Spring planting is right around the corner for North Dakota farmers – the start of a new season where hope for a successful year begins. This year though, possibly even more than previous years, seems to be fogged over with clouds of anxiety and apprehension as farmers enter the 2019 season with more questions than answers.
Doug Goehring, North Dakota Agriculture Commissioner, says stagnant markets are just one of the many reasons affecting how farmers are perceiving the upcoming year. One big thing that needs to be addressed, according to Goehring, is the ratification of the United States-Mexico-Canada Agreement (USMCA).
“The USMCA has to be ratified this spring to make anything meaningful going forward,” he said. “If we don’t get this ratified, there’s no reason to have a trade agreement with Great Britain, Japan or China. Everybody will just back down because why should they put out the effort if Congress isn’t going to ratify these agreements. So that situation is causing concern.”
Goehring also says the government shutdown at the beginning of the year did no favors for commodity markets.
“It threw the markets into a tizzy,” he said. “We should have been moving up and with the lack of USDA reporting, verifying and confirming of exports and stock/use ratios that depressed markets even more.”
Farmers are anxious and they’re having a tough time deciding what crops to choose for 2019. This year will mark the sixth consecutive year of declining commodity prices, and Goehring says farmers are still seeing no alignment with respect to cost of production.
“Whether it’s seed, land rent or fertilizer, they’re still out of line,” he said. “Farmers know it, but they can’t do anything to really control the cost of seed. For fertilizer they’re really at the whims of what’s happening in the global market.”
With the continued waiting of better prices, farmers are stuck trying to hit a moving target. Some have been looking at strike prices they’d like to contract at, but even those aren’t much help in the grand scheme of things.
“Those aren’t even break-evens, but they’re just the best we could get in the marketplace coming this fall,” said Goehring. “It really weighs on me. People call and voice their concerns. I thought we’d be flooded with a lot of mediation requests. We’ve had some, but I think the market facilitation payments we got this winter helped kick that can down the road a bit.”
Wetland easement and mapping
A big positive development for North Dakota agriculture, according to Goehring, was the work his office did last year with the U.S. Department of the Interior and Secretary Ryan Zinke.
“We identified a couple issues we wanted to see addressed and he stepped up,” said Goehring. “Tens of thousands of fish and wildlife easements exist in North Dakota, and a lot of those have been taken since the 1960s. We asked and worked with him to see if we could get those delineated and mapped out. Instead of fighting the battle on the whole easement issue, we need to delineate what is actually under Game and Fish control. In doing so, we take away the whole argument on the authority and control aspect around moving beyond where those wetlands are. This can help a lot of farmers in a lot of ways. By the end of 2020 we should have everything mapped out.”
Farm Bill legislation was passed the calendar year it expired and Goehring says a lot of good things came out of that.

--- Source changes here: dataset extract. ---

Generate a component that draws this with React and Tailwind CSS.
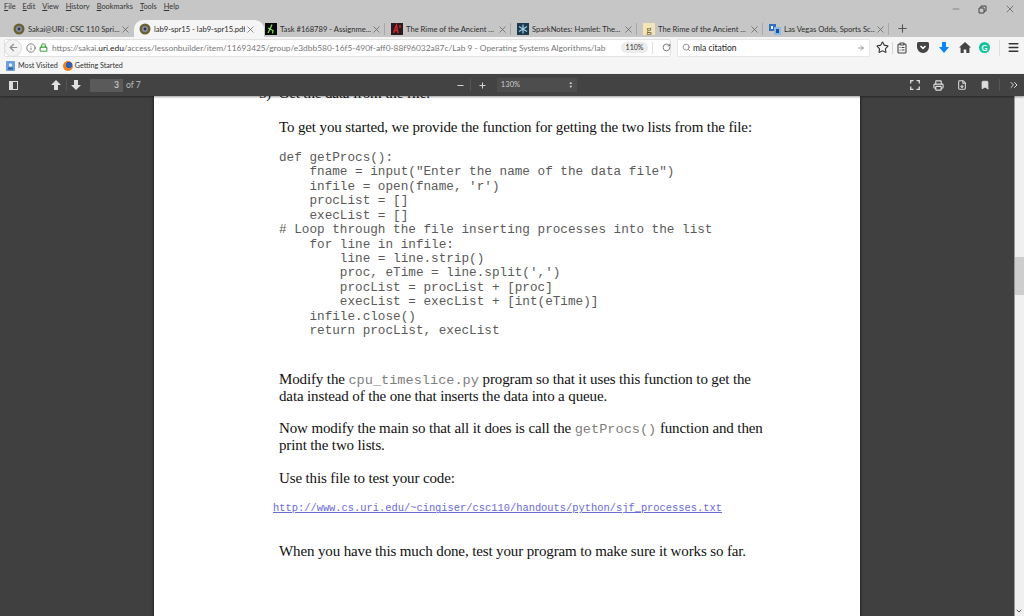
import { Star, ArrowRight, Search, Info, Lock, RotateCw, ArrowLeft, Plus, Minus, X, Menu, ClipboardList, Printer, Bookmark, ChevronsRight, ChevronDown, FileDown } from 'lucide-react';

const tabs = [
  { title: 'Sakai@URI : CSC 110 Spri...', icon: 'sakai' },
  { title: 'lab9-spr15 - lab9-spr15.pdf', icon: 'sakai', active: true },
  { title: 'Task #168789 - Assignme...', icon: 'task', sep: true },
  { title: 'The Rime of the Ancient ...', icon: 'rime', sep: true },
  { title: 'SparkNotes: Hamlet: The...', icon: 'spark', sep: true },
  { title: 'The Rime of the Ancient ...', icon: 'g', sep: true },
  { title: 'Las Vegas Odds, Sports Sc...', icon: 'vegas', sep: true },
];

const code = [
  'def getProcs():',
  '    fname = input("Enter the name of the data file")',
  "    infile = open(fname, 'r')",
  '    procList = []',
  '    execList = []',
  '# Loop through the file inserting processes into the list',
  '    for line in infile:',
  '        line = line.strip()',
  "        proc, eTime = line.split(',')",
  '        procList = procList + [proc]',
  '        execList = execList + [int(eTime)]',
  '    infile.close()',
  '    return procList, execList',
];

function Favicon({ type }) {
  if (type === 'sakai') {
    return (
      <svg width="12" height="12" viewBox="0 0 12 12" className="shrink-0">
        <circle cx="6" cy="6" r="5.5" fill="#6b6233" />
        <circle cx="6" cy="6" r="3" fill="#8c8fa8" />
        <circle cx="6" cy="6" r="1.4" fill="#2f3350" />
      </svg>
    );
  }
  if (type === 'task') {
    return (
      <svg width="12" height="12" viewBox="0 0 12 12" className="shrink-0">
        <rect width="12" height="12" fill="#050505" />
        <path d="M7 1.5 5 6 3 10M5 6l3 1.5-.5 3M5 6 3 5" stroke="#7fe05a" strokeWidth="1.3" fill="none" />
      </svg>
    );
  }
  if (type === 'rime') {
    return (
      <svg width="12" height="12" viewBox="0 0 12 12" className="shrink-0">
        <rect width="12" height="12" fill="#2a1a20" />
        <path d="M2.5 10 5.5 2 7 10M3.5 7.5h3M9 2v3" stroke="#d0252d" strokeWidth="1.4" fill="none" />
      </svg>
    );
  }
  if (type === 'spark') {
    return (
      <svg width="12" height="12" viewBox="0 0 12 12" className="shrink-0">
        <rect width="12" height="12" fill="#1d3a4d" />
        <path d="M6 1.5v9M2 3.5l8 5M10 3.5l-8 5" stroke="#9ed0e8" strokeWidth="1.2" />
      </svg>
    );
  }
  if (type === 'g') {
    return (
      <span className="flex h-3 w-3 shrink-0 items-center justify-center bg-[#f2e5b8] font-['Liberation_Serif',serif] text-[11px] leading-none text-[#6b4f1f]">g</span>
    );
  }
  return (
    <svg width="12" height="12" viewBox="0 0 12 12" className="shrink-0">
      <rect x="0" y="1" width="7" height="7" fill="#2f6fc4" />
      <rect x="5" y="4" width="7" height="8" fill="#8db8e8" />
      <rect x="2" y="3" width="2" height="3" fill="#fff" />
      <rect x="7" y="6" width="3" height="4" fill="#1d4f96" />
    </svg>
  );
}

function Tab({ title, icon, active, sep }) {
  return (
    <div className={`flex h-[18px] shrink-0 items-center pr-[2px] ${active ? '-mr-[3px] -ml-[1px] w-[130px] rounded-t-[9px] bg-[#f5f5f5] pl-[5px]' : 'w-[126px] pl-[4px]'}`}>
      <Favicon type={icon} />
      <span className="ml-[3px] flex-1 overflow-hidden whitespace-pre font-['Lato',sans-serif] text-[7.6px] leading-[18px] text-[#2e2e2e]">{title}</span>
      <X size={11} strokeWidth={1.4} className={`shrink-0 text-[#555] ${active ? 'mr-[6px]' : 'mr-[2px]'}`} />
      {sep && <span className="h-[12px] w-px shrink-0 bg-[#a9a9a9]" />}
    </div>
  );
}

function Para({ className = '', children }) {
  return <p className={`whitespace-pre font-['Liberation_Serif',serif] text-[15px] leading-[17px] tracking-[-0.13px] text-[#111] ${className}`}>{children}</p>;
}

function Mono({ children }) {
  return <span className="font-['Liberation_Mono',monospace] text-[13.6px] tracking-normal text-[#808080]">{children}</span>;
}

function MenuItem({ first, rest }) {
  return <span><span className="underline">{first}</span>{rest}</span>;
}

export default function App() {
  return (
    <div className="flex h-[616px] w-[1024px] flex-col overflow-hidden bg-[#c6c6c6] font-['Lato',sans-serif]">
      {/* menu bar + window buttons */}
      <div className="flex h-[20px] shrink-0 items-start justify-between">
        <div className="flex gap-[7px] pl-[4px] pt-[1px] text-[7.4px] leading-[12px] text-[#333]">
          <MenuItem first="F" rest="ile" />
          <MenuItem first="E" rest="dit" />
          <MenuItem first="V" rest="iew" />
          <MenuItem first="H" rest="istory" />
          <MenuItem first="B" rest="ookmarks" />
          <MenuItem first="T" rest="ools" />
          <MenuItem first="H" rest="elp" />
        </div>
        <div className="flex items-center gap-[17px] pr-[8px] pt-[3px] text-[#444]">
          <Minus size={10} strokeWidth={1.2} />
          <svg width="9" height="9" viewBox="0 0 9 9" fill="none" stroke="currentColor"><path d="M1 3h5v5H1zM3 3V1h5v5H6" /></svg>
          <X size={12} strokeWidth={1.2} />
        </div>
      </div>

      {/* tabs */}
      <div className="flex h-[17px] shrink-0 items-start pl-[9px]">
        {tabs.map((t, i) => <Tab key={i} {...t} />)}
        <Plus size={13} strokeWidth={2} className="ml-[5px] mt-[2px] text-[#555]" />
      </div>

      {/* nav bar */}
      <div className="flex h-[21px] shrink-0 items-center bg-[#f5f5f5] pl-[4px]">
        <div className="relative flex h-[18px] w-[667px] items-center rounded-[2px] border border-[#e2e2e2] bg-white pl-[20px]">
          <span className="absolute left-[-1px] top-[-1px] flex h-[18px] w-[18px] items-center justify-center rounded-full border border-[#dcdcdc] bg-[#f3f3f3]">
            <ArrowLeft size={11} strokeWidth={2.6} className="text-[#8f8f8f]" />
          </span>
          <Info size={10} className="ml-[1px] shrink-0 text-[#666]" />
          <Lock size={9} strokeWidth={3} className="ml-[3px] shrink-0 text-[#3fa33f]" />
          <span className="ml-[4px] w-[554px] shrink-0 overflow-hidden whitespace-pre text-[8.4px] leading-[16px] text-[#777]">
            https://sakai.<span className="text-[#222]">uri.edu</span>/access/lessonbuilder/item/11693425/group/e3dbb580-16f5-490f-aff0-88f96032a87c/Lab 9 - Operating Systems Algorithms/lab9-sp
          </span>
          <span className="ml-[15px] flex h-[11px] w-[27px] shrink-0 items-center justify-center rounded-full bg-[#ececec] text-[7px] text-[#333]">110%</span>
          <span className="ml-[4px] h-[12px] w-px shrink-0 bg-[#ddd]" />
          <RotateCw size={9} className="ml-[9px] shrink-0 text-[#555]" />
        </div>
        <div className="ml-[6px] flex h-[18px] w-[193px] items-center border border-[#e8e8e8] bg-white pl-[4px] pr-[4px]">
          <Search size={9} className="text-[#777]" />
          <span className="ml-[2px] flex-1 text-[8.5px] leading-[16px] text-[#222]">mla citation</span>
          <ArrowRight size={8} strokeWidth={2.5} className="text-[#888]" />
        </div>
        <Star size={13} strokeWidth={2} className="ml-[6px] text-[#333]" />
        <span className="ml-[3px] h-[12px] w-px bg-[#d5d5d5]" />
        <ClipboardList size={12} strokeWidth={2.2} className="ml-[3px] text-[#444]" />
        <svg width="12" height="11" viewBox="0 0 12 11" className="ml-[9px]">
          <path d="M1.5 0h9A1.5 1.5 0 0 1 12 1.5V5a6 6 0 0 1-12 0V1.5A1.5 1.5 0 0 1 1.5 0z" fill="#444" />
          <path d="M3.5 4 6 6.4 8.5 4" stroke="#fff" strokeWidth="1.5" fill="none" />
        </svg>
        <svg width="10" height="11" viewBox="0 0 10 11" className="ml-[10px]"><path d="M3 0h4v5h3L5 11 0 5h3z" fill="#0a84ff" /></svg>
        <svg width="12" height="11" viewBox="0 0 12 11" className="ml-[10px]"><path d="M6 0 12 5.6h-1.6V11H7.3V7.4H4.7V11H1.6V5.6H0z" fill="#444" /></svg>
        <span className="ml-[8px] flex h-[11px] w-[11px] items-center justify-center rounded-full bg-[#15c39a] text-[8px] font-bold leading-none text-white">G</span>
        <span className="ml-[9px] h-[16px] w-px bg-[#e0e0e0]" />
        <Menu size={13} strokeWidth={2.5} className="ml-[7px] text-[#333]" />
      </div>

      {/* bookmarks */}
      <div className="flex h-[16px] shrink-0 items-center bg-[#f5f5f5] pl-[6px] text-[7.2px] text-[#333]">
        <svg width="9" height="10" viewBox="0 0 9 10"><rect width="9" height="10" rx="1" fill="#6d9fdc" /><circle cx="4.5" cy="4" r="1.7" fill="#e7f0fb" /><rect x="2" y="6.5" width="5" height="2" fill="#2c5e9f" /></svg>
        <span className="ml-[3px]">Most Visited</span>
        <span className="ml-[5px] h-[10px] w-[10px] rounded-full bg-[radial-gradient(circle_at_60%_40%,#2e5fb8_35%,#f0801e_40%)]" />
        <span className="ml-[2px]">Getting Started</span>
      </div>

      {/* pdf toolbar */}
      <div className="z-10 flex h-[22px] shrink-0 items-center bg-[#434343] pl-[9px] text-[8.6px] text-[#bdbdbd] shadow-[0_1px_2px_rgba(0,0,0,0.4)]">
        <svg width="9" height="9" viewBox="0 0 9 9" className="text-[#ddd]" fill="none" stroke="currentColor"><rect x="0.5" y="0.5" width="8" height="8" /><rect x="1" y="1" width="2.5" height="7" fill="currentColor" /></svg>
        <svg width="10" height="10" viewBox="0 0 10 10" className="ml-[33px]"><path d="M5 0 10 5H7v5H3V5H0z" fill="#e0e0e0" /></svg>
        <span className="ml-[5px] h-[12px] w-px bg-[#555]" />
        <svg width="10" height="10" viewBox="0 0 10 10" className="ml-[4px]"><path d="M5 10 0 5h3V0h4v5h3z" fill="#e0e0e0" /></svg>
        <span className="ml-[9px] flex h-[13px] w-[33px] items-center justify-end bg-[#5a5a5a] pr-[4px] text-[#ddd]">3</span>
        <span className="ml-[3px]">of 7</span>
        <Minus size={9} strokeWidth={2.5} className="ml-[315px] text-[#ddd]" />
        <span className="ml-[5px] h-[12px] w-px bg-[#555]" />
        <Plus size={9} strokeWidth={2.5} className="ml-[7px] text-[#ddd]" />
        <span className="ml-[10px] flex h-[14px] w-[80px] items-center justify-between bg-[#4d4d4d] pl-[4px] pr-[4px] text-[7.6px] text-[#ccc]">
          130%
          <span className="flex flex-col text-[4px] leading-[4px] text-[#ddd]"><span>▲</span><span>▼</span></span>
        </span>
        <svg width="10" height="10" viewBox="0 0 10 10" className="ml-[333px]" fill="none" stroke="#ddd" strokeWidth="1.3"><path d="M0.7 3.5V.7h2.8M6.5.7h2.8v2.8M9.3 6.5v2.8H6.5M3.5 9.3H.7V6.5" /></svg>
        <Printer size={11} strokeWidth={2.5} className="ml-[13px] text-[#ddd]" />
        <FileDown size={10} strokeWidth={2.5} className="ml-[13px] text-[#ddd]" />
        <Bookmark size={10} fill="#ddd" className="ml-[13px] text-[#ddd]" />
        <span className="ml-[9px] h-[12px] w-px bg-[#555]" />
        <ChevronsRight size={12} strokeWidth={2} className="ml-[8px] text-[#ddd]" />
      </div>

      {/* viewer */}
      <div className="flex min-h-0 flex-1">
        <div className="flex min-w-0 flex-1 justify-center overflow-hidden bg-[#404040]">
          <div className="h-[560px] w-[706px] shrink-0 overflow-hidden bg-white pl-[125px] shadow-[0_0_3px_rgba(0,0,0,0.8)]">
            <Para className="-ml-[20px] -mt-[11px]">5)  Get the data from the file.</Para>
            <Para className="mt-[17px]">To get you started, we provide the function for getting the two lists from the file:</Para>
            <pre className="mt-[15px] font-['Liberation_Mono',monospace] text-[12.68px] leading-[14.42px] text-[#5a5a5a]">{code.join('\n')}</pre>
            <Para className="mt-[33px]">Modify the <Mono>cpu_timeslice.py</Mono> program so that it uses this function to get the</Para>
            <Para className="-mt-[1px]">data instead of the one that inserts the data into a queue.</Para>
            <Para className="mt-[15px]">Now modify the main so that all it does is call the <Mono>getProcs()</Mono> function and then</Para>
            <Para className="-mt-[1px]">print the two lists.</Para>
            <Para className="mt-[16px]">Use this file to test your code:</Para>
            <p className="-ml-[6px] mt-[14px] whitespace-pre font-['Liberation_Mono',monospace] text-[10.4px] leading-[14px] text-[#6a6ad8] underline">http://www.cs.uri.edu/~cingiser/csc110/handouts/python/sjf_processes.txt</p>
            <Para className="mt-[28px]">When you have this much done, test your program to make sure it works so far.</Para>
          </div>
        </div>
        {/* scrollbar */}
        <div className="flex w-[10px] shrink-0 flex-col border-l border-[#999] bg-[#f0f0f0]">
          <div className="mt-[161px] h-[38px] bg-[#cdcdcd]" />
          <ChevronDown size={8} strokeWidth={3} className="mb-[1px] mt-auto text-[#555]" />
        </div>
      </div>
    </div>
  );
}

“In many respects, we got almost $1.8 billion more in this farm bill than the previous,” he said. “That money is going toward research, horticulture and conservation programs. We also now have the ability to go back and forth with ARC and PLC, which before we couldn’t do.”
Goehring also noted positive direction in terms of loan rates going up, with soybeans going from $5-$6.20, corn from $1.95-$2.20, wheat from $2.94-$3.38.

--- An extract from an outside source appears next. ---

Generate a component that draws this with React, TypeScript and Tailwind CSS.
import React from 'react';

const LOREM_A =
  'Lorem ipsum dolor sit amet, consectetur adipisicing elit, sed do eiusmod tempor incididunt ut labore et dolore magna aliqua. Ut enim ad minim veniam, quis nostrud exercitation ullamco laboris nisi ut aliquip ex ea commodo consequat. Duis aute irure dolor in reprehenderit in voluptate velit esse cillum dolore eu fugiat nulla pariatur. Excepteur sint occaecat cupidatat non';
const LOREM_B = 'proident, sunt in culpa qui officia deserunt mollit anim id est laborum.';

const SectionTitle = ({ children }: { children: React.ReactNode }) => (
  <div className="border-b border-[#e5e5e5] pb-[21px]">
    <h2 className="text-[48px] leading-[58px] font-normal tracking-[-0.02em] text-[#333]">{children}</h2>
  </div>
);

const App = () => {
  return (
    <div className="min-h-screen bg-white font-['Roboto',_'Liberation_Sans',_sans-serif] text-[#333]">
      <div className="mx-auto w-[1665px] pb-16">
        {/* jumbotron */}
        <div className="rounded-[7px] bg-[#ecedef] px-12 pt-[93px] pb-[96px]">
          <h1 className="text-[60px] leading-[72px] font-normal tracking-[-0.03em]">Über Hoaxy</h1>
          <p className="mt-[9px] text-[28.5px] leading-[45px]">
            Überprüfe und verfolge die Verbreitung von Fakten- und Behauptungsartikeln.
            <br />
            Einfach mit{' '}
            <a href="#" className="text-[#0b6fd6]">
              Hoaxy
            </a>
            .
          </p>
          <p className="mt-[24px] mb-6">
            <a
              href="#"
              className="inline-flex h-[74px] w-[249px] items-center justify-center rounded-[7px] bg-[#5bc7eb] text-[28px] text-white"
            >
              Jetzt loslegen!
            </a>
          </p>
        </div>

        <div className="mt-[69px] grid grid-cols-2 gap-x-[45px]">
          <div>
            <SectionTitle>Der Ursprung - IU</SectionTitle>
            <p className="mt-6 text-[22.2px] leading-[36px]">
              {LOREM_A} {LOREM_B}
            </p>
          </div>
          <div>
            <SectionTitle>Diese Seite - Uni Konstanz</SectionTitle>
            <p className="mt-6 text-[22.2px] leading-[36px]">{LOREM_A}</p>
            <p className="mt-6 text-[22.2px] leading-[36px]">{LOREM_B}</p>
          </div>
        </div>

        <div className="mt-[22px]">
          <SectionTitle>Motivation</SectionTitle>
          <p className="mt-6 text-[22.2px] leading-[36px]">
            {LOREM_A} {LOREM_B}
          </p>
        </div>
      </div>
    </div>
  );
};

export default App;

Palmer amaranth is the new addition to the state’s list of noxious weeds and it’s definitely on farmer’s minds heading into spring planting.
“It’s every much as invasive as we’ve heard from other states,” he said. “We’ve found it in five counties so far and going forward producers are feeling a bit anxious about it. The presence of Palmer amaranth in our state also lends ourselves to thinking about better weed management strategies moving forward – both pre-plant and pre-emerge, not just post applications.”
The new ‘normal’
With markets remaining stagnant and prices continuing to trend downward each passing year, many producers find themselves asking, “When will prices rebound, or is this the new normal?”
“Everybody hangs onto hope,” said Goehring. “Right now, some things have been set in motion to help get out of this new ‘normal.’ Looking at what’s happening in the global market there’s some hope in the value of the dollar coming down. We’re trying to get some issues addressed with tariffs and non-technical trade barriers out there.
“It appears Australia is suffering some inclement weather, which could keep some wheat production down this year in the global market. Brazil is dealing with extreme temperatures and a lack of moisture, which has the potential to move the markets some. We may get some things resolved with China to put them back in the market. Their presence in the market really helps the Northern Plains because that’s really our route,” he added.
Moving forward this spring, Goehring will be looking toward the planting intentions to see which way farmers are leaning.
“Eventually the market starts to bid, and every year it starts to bid a bit earlier it seems. We may be looking at more of a March timeline when bidding for those acres actually happens. It depends on winterkill for winter wheat, what’s happening in the Southern Hemisphere and what type of exports we see here in the next 60 days. Those factors will start to drive what the acres are going to be across the United States and here in North Dakota,” Goehring concluded.